30 janvier 2023

Fuck you, very very very much

Par allumefeu

TW : Violences homophobes

Apprendre la vie en communauté, vivre de belles amitiés, vivre des aventures uniques dans la nature, sortir de chez soi et rencontrer d’autres jeunes de milieux sociaux différents,… autant de choses que je suis heureux de vivre dans le scoutisme. Scoutisme que j’ai commencé jeune, à 8 ans, et sans discontinuité alors que j’ai la vingtaine aujourd’hui.

Sauf que maintenant justement j’ai grandi, j’ai eu le temps de découvrir que le scoutisme est pluriel et qu’il existe de nombreuses manières de le vivre. Je suis encore membre des Guides et Scouts d’Europe, une association de scoutisme catholique qui en France est plutôt proche des tradis de l’Église. Ainsi être quelqu’un d’ouvert aux autres religions, qui peut se qualifier “de gauche”, dans cette asso c’est souvent difficile. Et pourtant je reste, malgré l’homophobie latente et autres comportements discriminants. Je reste attaché à une pédagogie qui m’a beaucoup apporté et que je suis heureux de partager aujourd’hui à des jeunes qui ont besoin d’entraide, d’aventures et d’amitiés.

Ce qui me pèse le plus ? L’homophobie qui est évoquée plus haut. Comment peut-on dire dans ses textes être pour un idéal de paix et dans le même temps, sans que cela soit écrit ou institutionnalisé, discriminer des personnes pour leur sexualité ?

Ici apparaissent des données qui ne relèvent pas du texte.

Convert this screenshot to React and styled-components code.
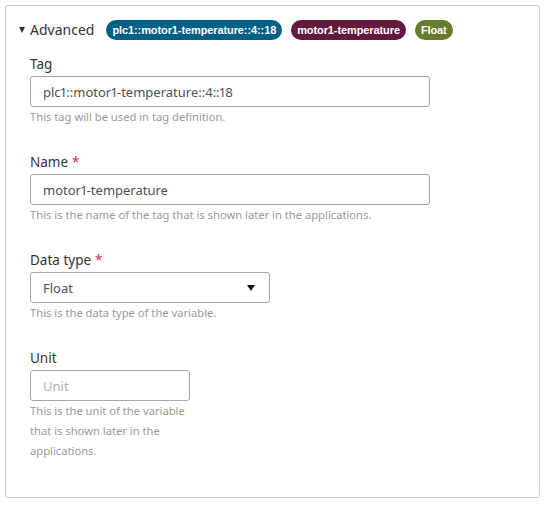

Un exemple sera toujours plus parlant. Je m’occupais d’adolescents de 12 à 17 ans, les éclaireurs/scouts. L’un d’eux, Thomas (prénom modifié pour garantir l’anonymat), à la troupe depuis le début de l’année, nous a révélé, aux autres chefs et à moi, qu’il avait une attirance pour un autre garçon de la troupe durant le camp d’été. Après cette confidence, entre chefs nous avons pris la décision de ne pas en parler à ses parents avec qui la relation était compliquée pour Thomas et de l’accompagner. *

Mais, au bout de quelques jours, alors que nous n’en avions pas parlé de nouveau entre nous, notre chef de groupe m’appelle (j’étais le directeur de camp) : « Thomas ne va pas pouvoir rester au camp, je vais téléphoner à ses parents, ils vont venirle chercher ». J’étais abasourdi. Impossible de lutter du haut de mes 21 ans. Je ne savais pas quoi faire. J’avais été trahi, mais par qui ? À qui pouvais-je en parler en toute confiance ? Que dire à Thomas qui lui va en subir les conséquences alors qu’il se sent bien au camp ?

La violence de ce départ du camp a été couplée à une rapidité d’exécution incroyable. En moins de 24h sans vraiment dire au revoir à ses amis, Thomas avait quitté le camp sans motif. Et nous n’avons plus entendu parler de lui du jour au lendemain.

Ce n’est qu’après avoir digéré le camp et surtout cette histoire que j’ai osé demander des explications à mon responsable. C’est avec une froideur extrême que j’ai eu droit à un simple : « Il n’avait pas sa place avec les autres, tu sais les homos peuvent rester entre eux. »

Pensant à un comportement homophobe isolé de la part de mon responsable j’ai fait remonter l’information à l’équipe de bénévoles du département. D’abord aucune réponse, le néant. Avant qu’au bout de plusieurs semaines au détour d’un rassemblement un de bénévoles ne vienne me voir et tente le plus diplomatiquement que possible de m’expliquer que c’était mieux comme ça et je devais ne pas en parler.

C’en était trop, j’ai quitté ce groupe pour aller ailleurs mais avec une forte amertume et un fort sentiment de culpabilité vis-à-vis de Thomas que j’aurais pu aider. Je l’ai finalement revu presque un an après le camp. Il avait arrêté tout scoutisme et a dû se confronter à ses parents qui n’ont pas du tout été compréhensifs. Il n’attendait plus qu’une chose c’était de partir de chez lui pour ses 18 ans ce qui lui laissait encore un an d’attente environ.

Aujourd’hui je suis toujours membre de mon association, toujours chef, mais l’envie de partir est tenace, de claquer la porte. Une petite lueur d’espoir me fait rester, celle que quelqu’un m’a chuchotée : faire bouger les lignes de l’intérieur, « les assos (…) changent parce que des gens mettent des mots sur ce qui ne va pas et se bougent pour que ça change ».


Bélier

La redac tient à rappeler que ce qui est décrit ici est une discrimination basée sur l’orientation sexuelle, punie par le code pénal, et relève d’un signalement à Jeunesse & Sport.